The doctors and nurses at Loma de Luz are also allowed to pray with patients and share their faith. This is Dr. Judy’s purpose for serving at the hospital.
“I do this to tell people about Jesus and to tell them about His love for them. There’s so much freedom to do that here,” she said.
Faith in Christ has given Glenda the strength to care for Araon without falling into despair.
“When I see that he goes through surgery or other trials, I really have to hold onto the Lord because I feel like I’m going to faint, like I can’t do it anymore after so many surgeries,” she said. “When I pray to the Lord, He always answers.”
After this operation, Araon had a skinny drainage tube running down from his neck. Dr. Judy came in the afternoon to take out the tube so that he could get ready to leave. Araon put on medical gloves and helped. I sat outside the room and heard him cry only a few brave tears.
Later, he and his mom headed to the children’s center down the street—an extension of the hospital—for a few days to wait on some test results and let him heal further. Then Glenda took Araon back home to his dad, where the three of them live the precious, unknown number of days they have together.
Loma de Luz means Hill of Light. At this hospital, the light of Christ shines into deep places.
This Light allows a doctor who never imagined coming to never want to leave.
“This is definitely the hardest thing I’ve ever done,” Dr. Judy said. “But the hardest thing I’ve ever done is also the best thing I’ve ever done.”
This Light enables a suffering mother to offer hope to others going through something similar.

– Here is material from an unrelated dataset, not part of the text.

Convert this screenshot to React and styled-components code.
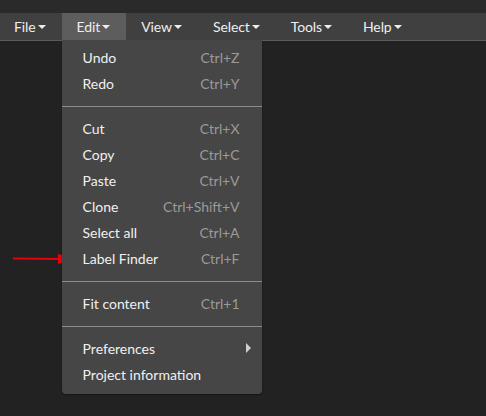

“I would encourage them to keep fighting and not listen too much to what people say,” Glenda said. “I would encourage them to keep pressing on and trusting God.”
This is God With Us.
“Mommy, my monkey!” Araon said at the end of my time in his room.
She passed it to him, and he held it up.
“What’s his name?” I asked.
I don’t want to write about Araon because I don’t know how it ends. But he is alive today in Honduras with his parents and Curious George. Is George cold? Is George hungry? Does he feel OK? Maybe they are outside hanging from the branches.